Personal information
- Place of birth: Scotland
- Position(s): Inside forward

Youth career
- Pollok
- Rangers

Senior career*
- Years: Team / Apps / (Gls)
- 1954–1955: Rangers / 1 / (0)
- 1955–1957: Hamilton Academical / 49 / (19)
- Winnipeg
- 1958–1962: Vancouver St. Andrews FC
- 1960: → Westminster Royals FC (loan)
- 1963–1967: North Shore United / Luckies
- Total:  / 50 / (19)

= John Woods (footballer) =

Scottish footballer

John Woods is a Scottish former professional footballer who played as an inside forward.

==Career==
After playing for Pollok, Woods signed for Rangers at the age of 15, and made one appearance for them in the Scottish Football League during the 1954–1955 season. That match was on 26 March 1955, and resulted in a 1–0 win for Rangers at home to Queen of the South. After leaving Rangers, Woods next played for Hamilton Academical, scoring 19 goals in 49 League appearances for them. Woods then moved to Canada to play for Winnipeg, later moving to Vancouver.

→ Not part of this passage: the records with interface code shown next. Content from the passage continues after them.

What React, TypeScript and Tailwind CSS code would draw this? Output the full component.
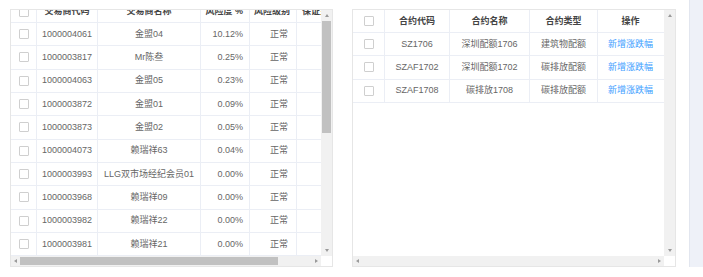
import React from "react";

const traderRows = [
  ["1000004061", "金盟04", "10.12%", "正常"],
  ["1000003817", "Mr陈叁", "0.25%", "正常"],
  ["1000004063", "金盟05", "0.23%", "正常"],
  ["1000003872", "金盟01", "0.09%", "正常"],
  ["1000003873", "金盟02", "0.05%", "正常"],
  ["1000004073", "赖瑞祥63", "0.04%", "正常"],
  ["1000003993", "LLG双市场经纪会员01", "0.00%", "正常"],
  ["1000003968", "赖瑞祥09", "0.00%", "正常"],
  ["1000003982", "赖瑞祥22", "0.00%", "正常"],
  ["1000003981", "赖瑞祥21", "0.00%", "正常"],
];

const contractRows = [
  ["SZ1706", "深圳配额1706", "建筑物配额"],
  ["SZAF1702", "深圳配额1702", "碳排放配额"],
  ["SZAF1708", "碳排放1708", "碳排放配额"],
];

const Checkbox = () => (
  <span className="block w-[10px] h-[10px] border border-[#cfcfcf] bg-white rounded-[1px]" />
);

const ArrowUp = () => (
  <span className="block w-0 h-0 border-x-[2.5px] border-x-transparent border-b-[3px] border-b-[#9a9a9a]" />
);
const ArrowDown = () => (
  <span className="block w-0 h-0 border-x-[2.5px] border-x-transparent border-t-[3px] border-t-[#9a9a9a]" />
);
const ArrowLeft = () => (
  <span className="block w-0 h-0 border-y-[2.5px] border-y-transparent border-r-[3px] border-r-[#9a9a9a]" />
);
const ArrowRight = () => (
  <span className="block w-0 h-0 border-y-[2.5px] border-y-transparent border-l-[3px] border-l-[#9a9a9a]" />
);

// vertical scrollbar, thumb optional
const VScroll = ({ thumb }: { thumb?: boolean }) => (
  <div className="flex flex-col items-center w-[11px] h-full bg-[#f1f1f1] shrink-0">
    <div className="h-[11px] flex items-center justify-center">
      <ArrowUp />
    </div>
    <div className="flex-1 w-full px-[1px]">
      {thumb && <div className="w-full h-[112px] bg-[#c1c1c1]" />}
    </div>
    <div className="h-[11px] flex items-center justify-center">
      <ArrowDown />
    </div>
  </div>
);

const HScroll = ({ thumb }: { thumb?: boolean }) => (
  <div className="flex h-[10px] shrink-0">
    <div className="flex flex-1 items-center bg-[#f1f1f1]">
      <div className="w-[9px] flex justify-center">
        <ArrowLeft />
      </div>
      <div className="flex-1 h-full py-[1px]">
        {thumb && <div className="w-[258px] h-full bg-[#c1c1c1]" />}
      </div>
      <div className="w-[9px] flex justify-center">
        <ArrowRight />
      </div>
    </div>
    <div className="w-[11px] bg-white" />
  </div>
);

const cell = "h-full flex items-center border-r border-[#ebeef5] shrink-0";

const TraderTable = () => (
  <div className="w-[323px] h-[258px] border border-[#e6e6e6] flex flex-col overflow-hidden">
    <div className="flex flex-1 min-h-0">
      <div className="flex-1 min-w-0 overflow-hidden">
        <div className="w-[360px] -mt-[9px]">
          <div className="flex h-[22px] border-b border-[#ebeef5] font-bold text-[#444]">
            <div className={`${cell} w-[26px] justify-center`}>
              <Checkbox />
            </div>
            <div className={`${cell} w-[61px] justify-center`}>交易商代码</div>
            <div className={`${cell} w-[103px] justify-center`}>交易商名称</div>
            <div className={`${cell} w-[49px] justify-end pr-[6px]`}>风险度 %</div>
            <div className={`${cell} w-[47px] justify-end pr-[6px]`}>风险级别</div>
            <div className={`${cell} w-[70px] pl-[5px]`}>保证金占用</div>
          </div>
          {traderRows.map(([code, name, risk, level]) => (
            <div
              key={code}
              className="flex h-[23.33px] border-b border-[#ebeef5] text-[#666]"
            >
              <div className={`${cell} w-[26px] justify-center`}>
                <Checkbox />
              </div>
              <div className={`${cell} w-[61px] justify-center`}>{code}</div>
              <div className={`${cell} w-[103px] justify-center whitespace-nowrap`}>
                {name}
              </div>
              <div className={`${cell} w-[49px] justify-end pr-[6px]`}>{risk}</div>
              <div className={`${cell} w-[47px] justify-end pr-[8px]`}>{level}</div>
              <div className={`${cell} w-[70px]`} />
            </div>
          ))}
        </div>
      </div>
      <VScroll thumb />
    </div>
    <HScroll thumb />
  </div>
);

const ContractTable = () => (
  <div className="w-[324px] h-[258px] border border-[#e6e6e6] flex flex-col overflow-hidden">
    <div className="flex flex-1 min-h-0">
      <div className="flex-1 min-w-0">
        <div className="flex h-[23px] border-b border-[#ebeef5] font-bold text-[#444]">
          <div className={`${cell} w-[32px] justify-center`}>
            <Checkbox />
          </div>
          <div className={`${cell} w-[65px] justify-center`}>合约代码</div>
          <div className={`${cell} w-[80px] justify-center`}>合约名称</div>
          <div className={`${cell} w-[68px] justify-center`}>合约类型</div>
          <div className={`${cell} w-[65px] justify-center border-r-0`}>操作</div>
        </div>
        {contractRows.map(([code, name, kind]) => (
          <div
            key={code}
            className="flex h-[23.33px] border-b border-[#ebeef5] text-[#666]"
          >
            <div className={`${cell} w-[32px] justify-center`}>
              <Checkbox />
            </div>
            <div className={`${cell} w-[65px] justify-center`}>{code}</div>
            <div className={`${cell} w-[80px] justify-center`}>{name}</div>
            <div className={`${cell} w-[68px] justify-center`}>{kind}</div>
            <div className={`${cell} w-[65px] justify-center border-r-0 text-[#409eff]`}>
              新增涨跌幅
            </div>
          </div>
        ))}
      </div>
      <VScroll />
    </div>
    <HScroll />
  </div>
);

export default function App() {
  return (
    <div
      className="relative w-[703px] h-[277px] bg-white overflow-hidden text-[9px] leading-none"
      style={{ fontFamily: '"Liberation Sans", "Noto Sans CJK SC", sans-serif' }}
    >
      <div className="flex pt-[9px] pl-[10px]">
        <TraderTable />
        <div className="w-[19px]" />
        <ContractTable />
        <div className="w-[13px]" />
        <div className="w-[14px] h-[267px] -mt-[9px] bg-[#eef1f8] border-l border-[#e2e6ef]" />
      </div>
    </div>
  );
}
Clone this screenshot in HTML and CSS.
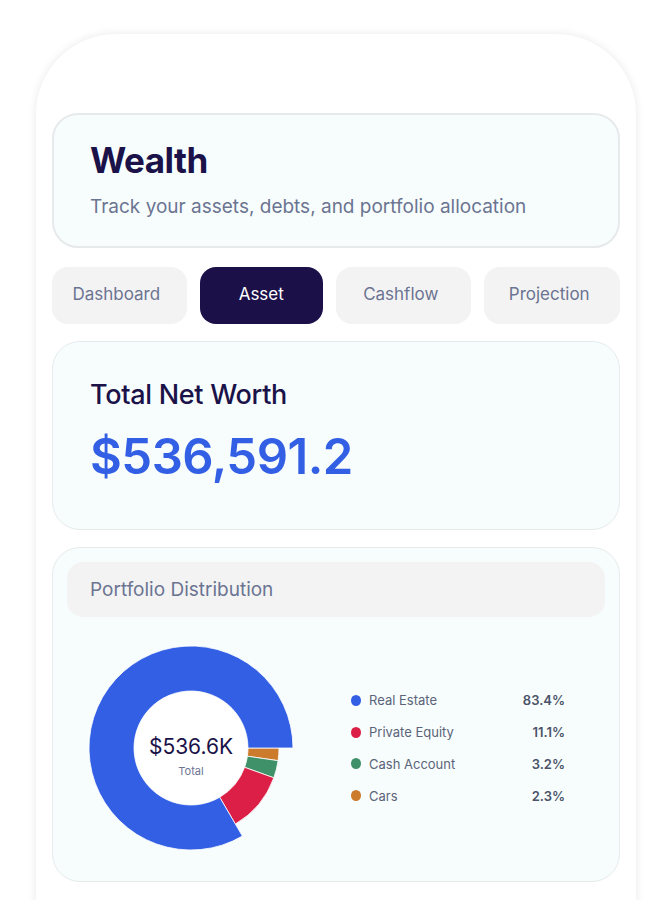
FILE: index.html
```html
<!DOCTYPE html>
<html lang="en">
<head>
  <meta charset="UTF-8">
  <meta name="viewport" content="width=device-width, initial-scale=1.0">
  <title>Wealth</title>
  <link rel="stylesheet" href="styles.css">
</head>
<body>

<div class="phone">

  <div class="header-card">
    <h1>Wealth</h1>
    <p>Track your assets, debts, and portfolio allocation</p>
  </div>

  <div class="tabs">
    <button class="tab">Dashboard</button>
    <button class="tab active">Asset</button>
    <button class="tab">Cashflow</button>
    <button class="tab">Projection</button>
  </div>

  <div class="card networth">
    <h2>Total Net Worth</h2>
    <div class="networth-value">$536,591.2</div>
  </div>

  <div class="card portfolio">
    <div class="portfolio-title">Portfolio Distribution</div>

    <div class="chart-row">
      <svg class="donut" width="220" height="220" viewBox="0 0 220 220">
        <path fill="#cc7a2c" stroke="#fff" stroke-width="0.8" d="M198 110 A88 88 0 0 1 197.08 122.67 L166.41 118.21 A57 57 0 0 0 167 110 Z"/>
        <path fill="#3f9169" stroke="#fff" stroke-width="0.8" d="M197.08 122.67 A88 88 0 0 1 192.8 139.81 L163.63 129.31 A57 57 0 0 0 166.41 118.21 Z"/>
        <path fill="#dc1f47" stroke="#fff" stroke-width="0.8" d="M192.8 139.81 A88 88 0 0 1 154.32 186.03 L138.71 159.24 A57 57 0 0 0 163.63 129.31 Z"/>
        <path fill="#335fe5" stroke="#fff" stroke-width="0.8" d="M161.37 198.12 A102 102 0 1 1 212 110 L167 110 A57 57 0 1 0 138.71 159.24 Z"/>
        <circle cx="110" cy="110" r="56.5" fill="#fff"/>
        <text class="donut-value" x="110" y="116" text-anchor="middle">$536.6K</text>
        <text class="donut-label" x="110" y="137" text-anchor="middle">Total</text>
      </svg>

      <ul class="legend">
        <li><span class="dot" style="background: #335fe5"></span><span class="legend-name">Real Estate</span><span class="legend-pct">83.4%</span></li>
        <li><span class="dot" style="background: #dc1f47"></span><span class="legend-name">Private Equity</span><span class="legend-pct">11.1%</span></li>
        <li><span class="dot" style="background: #3f9169"></span><span class="legend-name">Cash Account</span><span class="legend-pct">3.2%</span></li>
        <li><span class="dot" style="background: #cc7a2c"></span><span class="legend-name">Cars</span><span class="legend-pct">2.3%</span></li>
      </ul>
    </div>
  </div>

</div>

</body>
</html>
```

FILE: styles.css
```css
body {
  font-family: 'Inter', 'Roboto', sans-serif;
  background-color: #fff;
  margin: 0;
  padding-top: 34px;
  overflow: hidden;
}

.phone {
  width: 600px;
  min-height: 900px;
  margin: 0 auto;
  box-sizing: border-box;
  padding: 79px 16px 0;
  background-color: #fff;
  border-radius: 80px 80px 0 0;
  box-shadow: 0 0 10px rgba(0, 0, 0, 0.09);
}

.header-card {
  background-color: #f7fdfd;
  border: 2px solid #e7eaeb;
  border-radius: 26px;
  height: 135px;
  box-sizing: border-box;
  padding: 24px 36px 0;
}

.header-card h1 {
  margin: 0;
  font-size: 35px;
  line-height: 42px;
  font-weight: 700;
  color: #1a1248;
  letter-spacing: -0.5px;
}

.header-card p {
  margin: 14px 0 0;
  font-size: 19px;
  line-height: 24px;
  color: #6b7491;
}

.tabs {
  display: grid;
  grid-template-columns: 134fr 123fr 135fr 135fr;
  gap: 13px;
  margin-top: 19px;
}

.tab {
  height: 57px;
  border: none;
  border-radius: 16px;
  background-color: #f3f3f4;
  color: #6b7491;
  font-family: inherit;
  font-size: 17px;
  padding: 0 6px 3px 0;
  cursor: pointer;
}

.tab.active {
  background-color: #1b1048;
  color: #fff;
  padding-right: 0;
}

.card {
  background-color: #f7fdfd;
  border: 1px solid #e6ebeb;
  border-radius: 28px;
  box-sizing: border-box;
}

.networth {
  margin-top: 17px;
  height: 189px;
  padding: 37px 37px 0;
}

.networth h2 {
  margin: 0;
  font-size: 27px;
  line-height: 32px;
  font-weight: 500;
  color: #1a1248;
  letter-spacing: -0.3px;
}

.networth-value {
  margin-top: 16px;
  font-size: 49px;
  line-height: 60px;
  font-weight: 600;
  color: #335fe5;
  letter-spacing: -0.5px;
}

.portfolio {
  margin-top: 17px;
  padding: 14px 14px 23px;
}

.portfolio-title {
  height: 55px;
  line-height: 55px;
  padding-left: 23px;
  border-radius: 16px;
  background-color: #f3f3f4;
  color: #6b7491;
  font-size: 19px;
}

.chart-row {
  display: flex;
  align-items: center;
  margin-top: 21px;
  padding-left: 14px;
}

.donut {
  display: block;
  flex: none;
}

.donut-value {
  font-family: 'Inter', sans-serif;
  font-size: 21px;
  fill: #1a1248;
}

.donut-label {
  font-family: 'Inter', sans-serif;
  font-size: 11px;
  fill: #6b7491;
}

.legend {
  list-style: none;
  margin: 0 0 0 50px;
  padding: 0;
  width: 214px;
  display: flex;
  flex-direction: column;
  gap: 11.7px;
}

.legend li {
  display: flex;
  align-items: center;
  height: 20px;
  font-size: 13px;
}

.dot {
  width: 10px;
  height: 11px;
  border-radius: 50%;
  margin-right: 8px;
  flex: none;
}

.legend-name {
  color: #5b6479;
  flex: 1;
}

.legend-pct {
  color: #4b5368;
  font-weight: 600;
}
```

In the Pacific Coast League, Woods played five seasons for Vancouver St. Andrews FC and four seasons for North Shore United FC / Luckies. While playing for St. Andrews in 1962, Woods received a two-year ban for refusing to play in an exhibition game for the Vancouver All-Stars. After his playing career, he served as a manager for North Shore United.

In 1960, Woods played for Canada's national team on tour in the Soviet Union and United Kingdom. He then won the Canada Soccer Championship The Challenge Trophy while on loan for the Westminster Royals FC. He scored two goals in the championship match on 22 October 1960, a 4:0 win over Toronto Golden Mile.